While there are several rivals to Intel’s crown as the major CPU supplier for HPC, the company has its own ideas on how to diversify the server market. With the acquisition of Altera in 2015, Intel acquired one of the largest FPGA developers. While the acquisition was focused at the development of products for ‘edge computing’, the IoT Intel’s Programmable Solutions Group (PSG) has developed a PCIe based accelerator that it expects will be successful in HPC and other markets.
Mike Strickland, director, solutions architect, Intel Programmable Solutions Group, explained that ‘one of the key enablers is this Intel programmable accelerator card that we announced a few months ago.’
It is going to be an Intel-branded, low-profile, PCI express card with an ARIA 10 FPGA so now you can trust the hardware. Beyond that Intel are providing a framework to take care of end-to-end security from the FPGA to the Xeon or virtualisation so that it can support different virtual machine operating systems.’
Strickland noted that he expects this new card will help with adoption of FPGA technology. The company is now working with ‘IP partners to accelerate specific application areas such as bioinformatics or data analytics’.

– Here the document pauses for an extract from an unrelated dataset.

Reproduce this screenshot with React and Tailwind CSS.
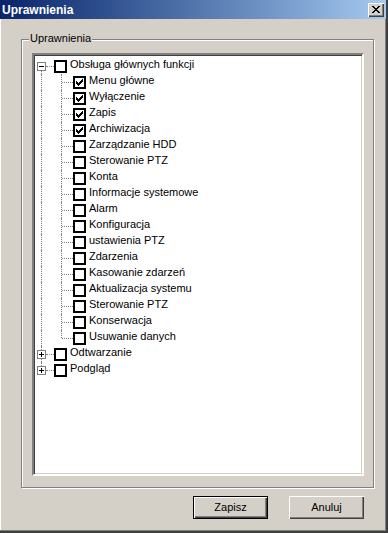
import React from 'react';

const font = { fontFamily: '"Liberation Sans", Arial, sans-serif' };

const items = [
  { label: 'Menu główne', checked: true },
  { label: 'Wyłączenie', checked: true },
  { label: 'Zapis', checked: true },
  { label: 'Archiwizacja', checked: true },
  { label: 'Zarządzanie HDD' },
  { label: 'Sterowanie PTZ' },
  { label: 'Konta' },
  { label: 'Informacje systemowe' },
  { label: 'Alarm' },
  { label: 'Konfiguracja' },
  { label: 'ustawienia PTZ' },
  { label: 'Zdarzenia' },
  { label: 'Kasowanie zdarzeń' },
  { label: 'Aktualizacja systemu' },
  { label: 'Sterowanie PTZ' },
  { label: 'Konserwacja' },
  { label: 'Usuwanie danych' },
];

const dotV = 'border-l border-dotted border-[#808080]';

const Check = ({ checked }) => (
  <div className="flex h-[13px] w-[13px] shrink-0 items-center justify-center border-2 border-black bg-white">
    {checked && (
      <svg width="9" height="9" viewBox="0 0 9 9" shapeRendering="crispEdges">
        <rect x="1" y="3" width="1" height="3" fill="#000" />
        <rect x="2" y="4" width="1" height="3" fill="#000" />
        <rect x="3" y="5" width="1" height="3" fill="#000" />
        <rect x="4" y="4" width="1" height="3" fill="#000" />
        <rect x="5" y="3" width="1" height="3" fill="#000" />
        <rect x="6" y="2" width="1" height="3" fill="#000" />
        <rect x="7" y="1" width="1" height="3" fill="#000" />
      </svg>
    )}
  </div>
);

const Expander = ({ open }) => (
  <div className="h-[9px] w-[9px] shrink-0 border border-[#808080] bg-white">
    <svg width="7" height="7" viewBox="0 0 7 7" shapeRendering="crispEdges">
      <rect x="1" y="3" width="5" height="1" fill="#000" />
      {!open && <rect x="3" y="1" width="1" height="5" fill="#000" />}
    </svg>
  </div>
);

const Label = ({ children }) => (
  <span className="ml-[3px] whitespace-nowrap pb-[3px] text-[11px] leading-[13px] text-black">{children}</span>
);

const RootRow = ({ label, open, first, last }) => (
  <div className="flex h-[16px] items-center">
    <div className="flex h-full w-[20px] shrink-0">
      <div className="w-[3px]" />
      <div className="flex w-[9px] flex-col items-center">
        <div className={`flex-1 ${first ? '' : dotV}`} />
        <Expander open={open} />
        <div className={`flex-1 ${last ? '' : dotV}`} />
      </div>
      <div className="flex flex-1 items-center">
        <div className="w-full border-t border-dotted border-[#808080]" />
      </div>
    </div>
    <Check />
    <Label>{label}</Label>
  </div>
);

const ChildRow = ({ label, checked, last }) => (
  <div className="flex h-[16px] items-center">
    <div className="flex h-full w-[20px] shrink-0">
      <div className="w-[3px]" />
      <div className="flex w-[9px] justify-center">
        <div className={`h-full ${dotV}`} />
      </div>
    </div>
    <div className="flex h-full w-[19px] shrink-0">
      <div className="w-[7px]" />
      <div className={`${last ? 'h-[8px]' : 'h-full'} ${dotV}`} />
      <div className="flex flex-1 items-center">
        <div className="w-full border-t border-dotted border-[#808080]" />
      </div>
    </div>
    <Check checked={checked} />
    <Label>{label}</Label>
  </div>
);

const Button = ({ children, primary }) => (
  <button
    className={`flex h-[23px] w-[75px] items-center justify-center bg-[#d4d0c8] text-[11px] text-black ${
      primary
        ? 'border border-black shadow-[inset_1px_1px_0_#fff,inset_-1px_-1px_0_#404040,inset_-2px_-2px_0_#808080]'
        : 'shadow-[inset_1px_1px_0_#fff,inset_-1px_-1px_0_#404040,inset_-2px_-2px_0_#808080]'
    }`}
  >
    {children}
  </button>
);

export default function App() {
  return (
    <div
      style={font}
      className="flex h-[533px] w-[388px] flex-col border-r-2 border-b-2 border-r-[#404040] border-b-[#404040] bg-[#d4d0c8] shadow-[inset_-1px_-1px_0_#808080,inset_1px_0_0_#fff]"
    >
      {/* title bar */}
      <div className="flex h-[19px] shrink-0 items-center justify-between bg-gradient-to-r from-[#0a246a] to-[#a6caf0] pl-[2px] pr-[2px]">
        <span className="text-[12px] font-bold leading-none text-white">Uprawnienia</span>
        <div className="flex h-[14px] w-[16px] items-center justify-center bg-[#d4d0c8] shadow-[inset_1px_1px_0_#fff,inset_-1px_-1px_0_#404040,inset_-2px_-2px_0_#808080]">
          <svg width="8" height="7" viewBox="0 0 8 7" shapeRendering="crispEdges">
            <path d="M0 0h2v1h-2zM6 0h2v1h-2zM1 1h2v1h-2zM5 1h2v1h-2zM2 2h4v1h-4zM3 3h2v1h-2zM2 4h4v1h-4zM1 5h2v1h-2zM5 5h2v1h-2zM0 6h2v1h-2zM6 6h2v1h-2z" fill="#000" />
          </svg>
        </div>
      </div>

      <div className="flex flex-1 flex-col pl-[21px] pt-[20px]">
        {/* group box */}
        <div className="relative h-[449px] w-[353px] border border-[#808080] pb-[11px] pl-[10px] pr-[9px] pt-[13px] shadow-[1px_1px_0_#fff,inset_1px_1px_0_#fff]">
          <span className="absolute left-[7px] top-[-8px] bg-[#d4d0c8] px-[1px] text-[11px] leading-[13px] text-black">
            Uprawnienia
          </span>
          {/* tree */}
          <div className="h-full w-full border-2 border-t-[#808080] border-l-[#808080] border-b-white border-r-white bg-white pt-[3px] shadow-[inset_1px_1px_0_#404040,inset_-1px_-1px_0_#d4d0c8]">
            <RootRow label="Obsługa głównych funkcji" open first />
            {items.map((it, i) => (
              <ChildRow key={i} label={it.label} checked={it.checked} last={i === items.length - 1} />
            ))}
            <RootRow label="Odtwarzanie" />
            <RootRow label="Podgląd" last />
          </div>
        </div>

        <div className="mt-[8px] flex justify-end gap-[21px] pr-[22px]">
          <Button primary>Zapisz</Button>
          <Button>Anuluj</Button>
        </div>
      </div>
    </div>
  );
}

‘You have got an Intel-branded card and a framework to go with it; we even contributed the driver interface side to the open standards movement. It is on GitHub, its Open Programmable Acceleration Engine (OPAE),’ said Strickland. 'Anybody can use this software for their accelerator cards.’

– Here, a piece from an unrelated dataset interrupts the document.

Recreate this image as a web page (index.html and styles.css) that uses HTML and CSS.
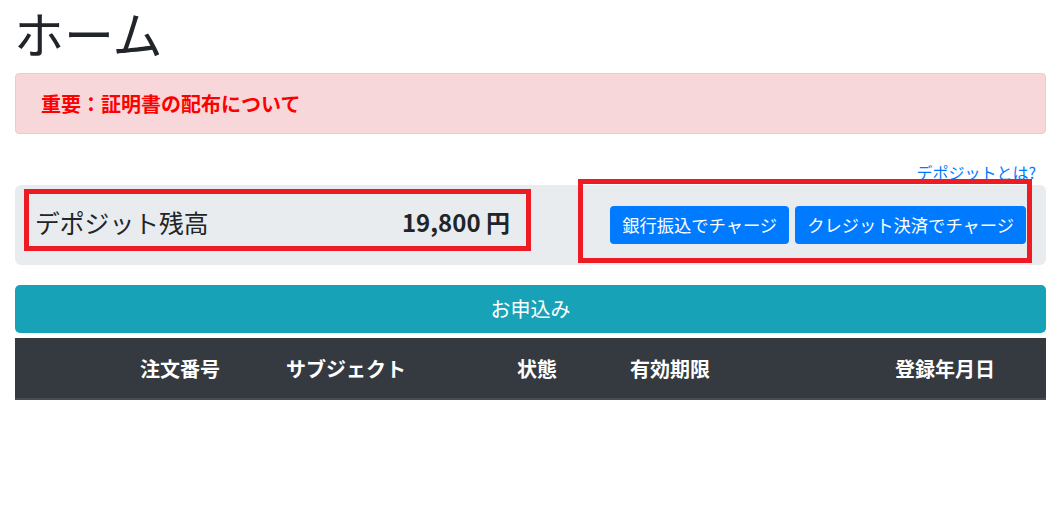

Here you can also see the effects of trying to generate an ecosystem around the software base that can help to sustain the technology as it matures – much in the way that Nvidia did with CUDA or Arm are attempting with its own open source software development efforts.

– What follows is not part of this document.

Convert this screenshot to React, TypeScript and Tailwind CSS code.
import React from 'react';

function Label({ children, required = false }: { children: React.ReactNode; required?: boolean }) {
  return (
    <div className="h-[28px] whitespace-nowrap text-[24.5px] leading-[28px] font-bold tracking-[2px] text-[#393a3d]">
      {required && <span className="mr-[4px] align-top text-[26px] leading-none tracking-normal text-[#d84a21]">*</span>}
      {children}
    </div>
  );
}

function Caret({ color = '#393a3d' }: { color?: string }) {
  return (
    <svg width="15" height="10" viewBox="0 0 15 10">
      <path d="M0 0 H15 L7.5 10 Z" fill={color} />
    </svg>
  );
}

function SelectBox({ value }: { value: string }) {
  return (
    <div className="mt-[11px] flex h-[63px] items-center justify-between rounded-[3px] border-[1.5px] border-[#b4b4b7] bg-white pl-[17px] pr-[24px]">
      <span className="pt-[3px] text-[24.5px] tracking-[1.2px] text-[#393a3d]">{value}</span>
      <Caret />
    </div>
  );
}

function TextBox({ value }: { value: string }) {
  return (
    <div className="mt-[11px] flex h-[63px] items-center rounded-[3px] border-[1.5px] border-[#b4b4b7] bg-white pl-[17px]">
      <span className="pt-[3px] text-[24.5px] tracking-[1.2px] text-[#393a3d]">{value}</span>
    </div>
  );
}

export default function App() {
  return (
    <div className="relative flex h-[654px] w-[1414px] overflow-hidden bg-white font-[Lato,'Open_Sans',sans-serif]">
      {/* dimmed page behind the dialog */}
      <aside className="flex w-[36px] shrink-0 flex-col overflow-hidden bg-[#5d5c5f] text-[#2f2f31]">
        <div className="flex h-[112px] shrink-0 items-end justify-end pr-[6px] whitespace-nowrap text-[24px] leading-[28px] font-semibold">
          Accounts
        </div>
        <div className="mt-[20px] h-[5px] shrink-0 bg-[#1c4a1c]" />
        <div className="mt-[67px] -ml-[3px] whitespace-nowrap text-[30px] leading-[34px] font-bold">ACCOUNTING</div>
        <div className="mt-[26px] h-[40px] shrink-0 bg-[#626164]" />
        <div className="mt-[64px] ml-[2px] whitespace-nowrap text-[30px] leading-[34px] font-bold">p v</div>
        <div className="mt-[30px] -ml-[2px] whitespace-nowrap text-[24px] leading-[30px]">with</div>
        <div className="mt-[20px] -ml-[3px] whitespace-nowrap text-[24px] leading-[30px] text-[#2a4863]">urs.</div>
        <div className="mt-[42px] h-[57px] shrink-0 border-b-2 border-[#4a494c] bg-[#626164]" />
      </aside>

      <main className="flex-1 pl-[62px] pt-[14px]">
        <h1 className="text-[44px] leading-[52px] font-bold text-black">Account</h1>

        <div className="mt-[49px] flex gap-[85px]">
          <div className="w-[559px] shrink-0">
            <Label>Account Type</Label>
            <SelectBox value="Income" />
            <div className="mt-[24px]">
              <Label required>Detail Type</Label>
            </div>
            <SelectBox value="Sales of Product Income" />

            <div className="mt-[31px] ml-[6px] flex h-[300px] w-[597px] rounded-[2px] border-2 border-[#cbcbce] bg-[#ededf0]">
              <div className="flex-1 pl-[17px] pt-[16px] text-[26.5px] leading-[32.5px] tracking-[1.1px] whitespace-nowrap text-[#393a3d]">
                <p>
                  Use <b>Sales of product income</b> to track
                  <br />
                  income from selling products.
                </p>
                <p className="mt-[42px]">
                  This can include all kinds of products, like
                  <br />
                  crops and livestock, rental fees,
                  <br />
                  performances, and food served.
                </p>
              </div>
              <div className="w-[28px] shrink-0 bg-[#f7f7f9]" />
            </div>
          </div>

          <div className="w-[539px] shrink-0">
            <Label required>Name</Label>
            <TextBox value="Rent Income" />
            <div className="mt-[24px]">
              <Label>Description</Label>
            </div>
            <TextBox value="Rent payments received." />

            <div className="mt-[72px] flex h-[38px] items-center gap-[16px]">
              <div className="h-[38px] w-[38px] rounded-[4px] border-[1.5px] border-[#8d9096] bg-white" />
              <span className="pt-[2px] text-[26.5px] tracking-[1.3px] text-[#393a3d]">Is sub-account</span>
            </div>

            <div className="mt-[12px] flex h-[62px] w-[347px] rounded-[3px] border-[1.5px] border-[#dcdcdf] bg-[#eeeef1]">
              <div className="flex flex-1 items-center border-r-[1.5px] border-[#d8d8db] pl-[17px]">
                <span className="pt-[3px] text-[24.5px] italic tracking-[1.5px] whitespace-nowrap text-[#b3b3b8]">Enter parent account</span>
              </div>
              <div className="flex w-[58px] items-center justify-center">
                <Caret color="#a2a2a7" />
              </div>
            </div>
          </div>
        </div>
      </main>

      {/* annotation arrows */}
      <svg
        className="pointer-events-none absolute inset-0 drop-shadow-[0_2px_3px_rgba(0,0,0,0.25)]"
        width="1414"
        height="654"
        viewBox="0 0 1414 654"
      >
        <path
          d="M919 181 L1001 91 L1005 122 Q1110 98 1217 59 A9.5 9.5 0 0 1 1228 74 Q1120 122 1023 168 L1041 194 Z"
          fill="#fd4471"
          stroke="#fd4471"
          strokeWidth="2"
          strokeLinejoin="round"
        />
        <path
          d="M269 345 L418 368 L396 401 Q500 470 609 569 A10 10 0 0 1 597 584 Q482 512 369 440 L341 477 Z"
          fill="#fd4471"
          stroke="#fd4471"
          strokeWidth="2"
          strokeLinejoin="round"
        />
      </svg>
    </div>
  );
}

‘I would say that we are taking a complete ecosystem approach to this, enabling us to take the hardware risk out,’ noted Strickland.
Strickland explained that Intel PSG’s strategy for increasing adoption of reprogrammable accelerator cards – a PCIe-based FPGA – focuses on making the technology more accessible and easy to use but the company is also aiming to completely hide the FPGA behind APIs for some of its potential use cases.
‘Intel has a lot of frameworks that can completely hide the FPGA so Intel will invest in Spark implementation. What Intel is doing is optimising the instruction set for the Xeon, but now we have this very nice code base that we can use to hide the FPGA underneath,’ said Strickland.
‘We can accelerate compression on Hadoop, and Spark has a deep learning interface called BigDL; we can hide the FPGA underneath and accelerate deep learning.
‘Intel has a deployment tool kit for people doing machine learning on Xeon’s working in Caffe or Tensor Flow environment and again here we can hide the FPGA,’ added Strickland. ‘I did a number of presentations last year for data analytics, and what I realised was “just don’t even say it is an FPGA”’.
‘Intel is introducing a programmable accelerator card and it is going to run your analytics faster and you will not need to change your applications – what could be easier than that?’, concluded Strickland.
Driving new innovation
With the launch of AMD’s new EPYC processor line, the company is trying to ensure that the software ecosystem can be quickly matured and to accelerate this process AMD are working with key ISVs to ensure that their codes are optimised for the EPYC processor line.
‘We are working with the major ISVs out there to have EPYC tested to see how we can further optimise and get the best performance on each of the individual applications as well,’ said Gibby.
‘When you look at some of the major players in fluid dynamics, crash simulation and things like that, we are out talking with those partners and making sure that we have a robust ecosystem.’
Only time will tell which strategy will be the most successful, but what is clear is that there are now a variety of companies developing processing technology for HPC. This is already starting to generate competition in the market.
Ultimately this competition must be a good thing as it will drive new innovation and raise competition – providing more performance and better efficiency to HPC users.